N.J. Gov.'s move deserves more attention

Posted on August 26, 2011 

The U.S. Geological Survey issued a report Tuesday that threw the most recent guess into the dartboard of Marcellus prediction.

The study estimated the Marcellus Shale play contains about 84 trillion cubic feet of recoverable natural gas -- far lower than other recent estimates, including one made last month by the U.S. Energy Information Administration that predicted the play contained as much as 410 trillion cubic feet of gas.

The study begs the question of how the numbers can bounce around as much as they have. As good of an explanation as exists can be found here, and a great analysis of the political ramifications of the USGS study can be found here.

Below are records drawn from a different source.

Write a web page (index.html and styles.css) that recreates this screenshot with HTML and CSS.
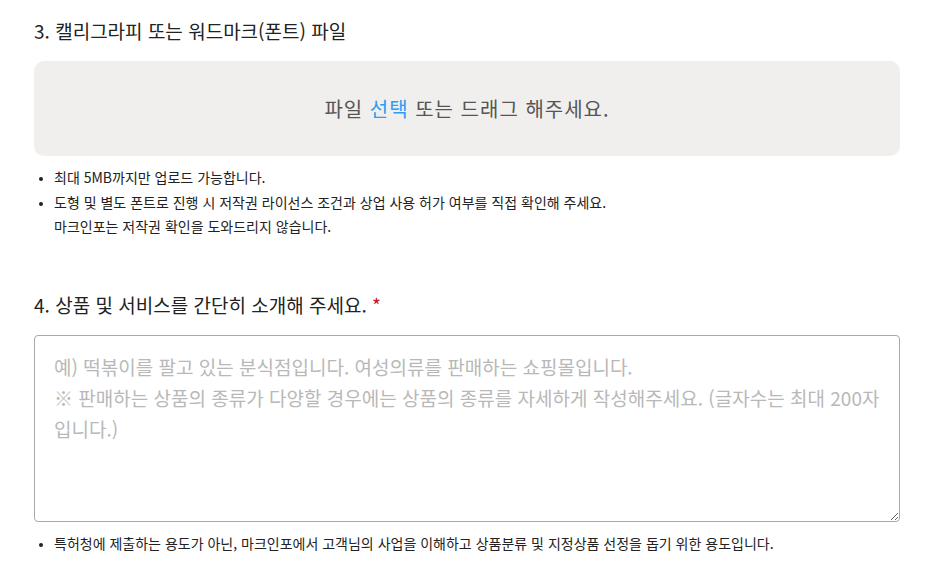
FILE: index.html
```html
<!DOCTYPE html>
<html lang="ko">
<head>
    <meta charset="UTF-8">
    <meta name="viewport" content="width=device-width, initial-scale=1.0">
    <title>상표 출원 정보</title>
    <link rel="stylesheet" href="styles.css">
</head>
<body>
    <div class="form">
        <div class="section">
            <h3 class="label">3. 캘리그라피 또는 워드마크(폰트) 파일</h3>
            <div class="dropzone">
                <span>파일 <span class="pick">선택</span> 또는 드래그 해주세요.</span>
            </div>
            <ul class="notes">
                <li>최대 5MB까지만 업로드 가능합니다.</li>
                <li>도형 및 별도 폰트로 진행 시 저작권 라이선스 조건과 상업 사용 허가 여부를 직접 확인해 주세요.<br>마크인포는 저작권 확인을 도와드리지 않습니다.</li>
            </ul>
        </div>
        <div class="section">
            <h3 class="label">4. 상품 및 서비스를 간단히 소개해 주세요. <span class="req">*</span></h3>
            <textarea class="intro" placeholder="예) 떡볶이를 팔고 있는 분식점입니다. 여성의류를 판매하는 쇼핑몰입니다.
※ 판매하는 상품의 종류가 다양할 경우에는 상품의 종류를 자세하게 작성해주세요. (글자수는 최대 200자입니다.)"></textarea>
            <ul class="notes">
                <li>특허청에 제출하는 용도가 아닌, 마크인포에서 고객님의 사업을 이해하고 상품분류 및 지정상품 선정을 돕기 위한 용도입니다.</li>
            </ul>
        </div>
    </div>
</body>
</html>
```

FILE: styles.css
```css
body {
    margin: 0;
    padding: 0;
    background: #fff;
    color: #222;
    font-family: "Noto Sans CJK KR", "Noto Sans", sans-serif;
}
.form {
    width: 866px;
    padding: 16px 0 0 34px;
}
.section {
    margin-bottom: 51px;
}
.section:last-child {
    margin-bottom: 0;
}
.label {
    font-size: 19px;
    font-weight: 400;
    line-height: 30px;
    margin: 0 0 15px;
}
.req {
    color: #c8102e;
}
.dropzone {
    height: 95px;
    background: #f0efed;
    border-radius: 10px;
    display: flex;
    justify-content: center;
    align-items: center;
    font-size: 20px;
    color: #555;
    letter-spacing: 1px;
}
.pick {
    color: #2a9df4;
}
.notes {
    margin: 9px 0 0;
    padding-left: 20px;
    font-size: 14px;
    line-height: 24.5px;
    color: #222;
}
.notes li::marker {
    font-size: 11px;
}
.intro {
    display: block;
    box-sizing: border-box;
    width: 866px;
    height: 187px;
    margin: 3px 0 0;
    padding: 15px 19px;
    border: 1px solid #a9a9a9;
    border-radius: 4px;
    font-family: inherit;
    font-size: 19px;
    line-height: 31px;
    color: #222;
}
.intro::placeholder {
    color: #b8b8b8;
}
```
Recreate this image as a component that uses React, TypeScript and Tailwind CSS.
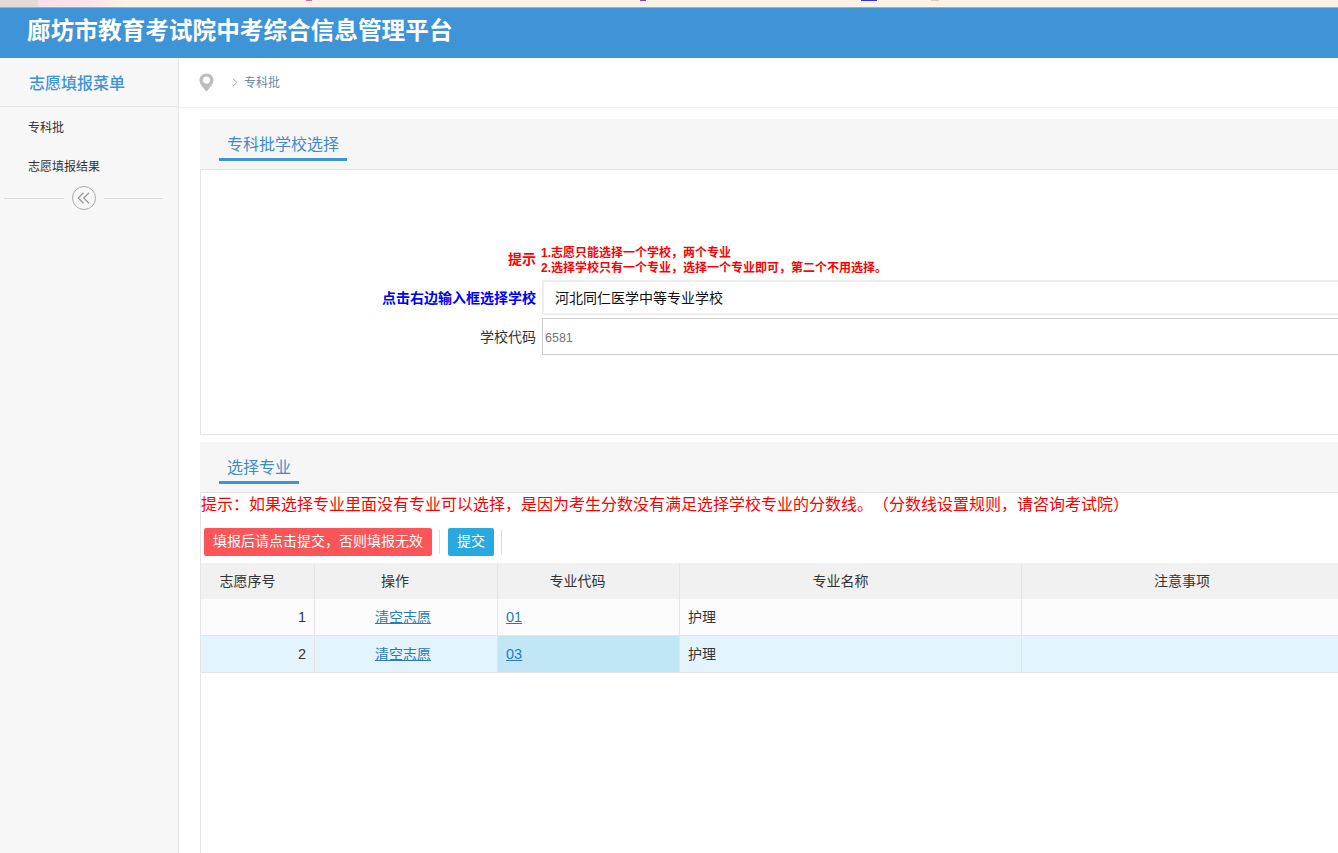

The bottom line? Predicting just how much gas lies in the Marcellus appears to be a highly subjective matter. Experts will continue to hone their numbers as more information becomes available (definitely up from the 2 trillion cubic feet the USGS predicted in 2002, but not as high as their previous pie-in-the-sky prognostication of 410 trillion c/f). In the meantime, expect drilling to continue unabated in Pennsylvania, as one thing for sure is that "recoverable" isn't nearly as valuable a word to gas companies as "recovered."

To be honest, I'm more interested in a piece of news that got a lot less attention than it deserved because of the hullabaloo surrounding the USGS report. In just as symbolic but perhaps more consequential act as the release of the report, Gov. Chris Christie has proposed a one-year moratorium on hydraulic fracturing in New Jersey.

While New Jersey's natural gas reserves are a fraction of what is contained in the rocks of Pennsylvania, the fact that two governors so alike in political views (Christie and Corbett) have taken such staunchly oppositional approaches to hydraulic fracturing is a bit of an eye-opener.

At the very least, the move shows natural gas drilling does not have universal support from the Republican Party. It also shows that political support for drilling can disappear quickly if it doesn't produce both the jobs and energy production the Marcellus Coalition and other industry advocates have promised. And, as the effective pressure on Gov. Christie has shown, it must do so at a minimal environmental cost.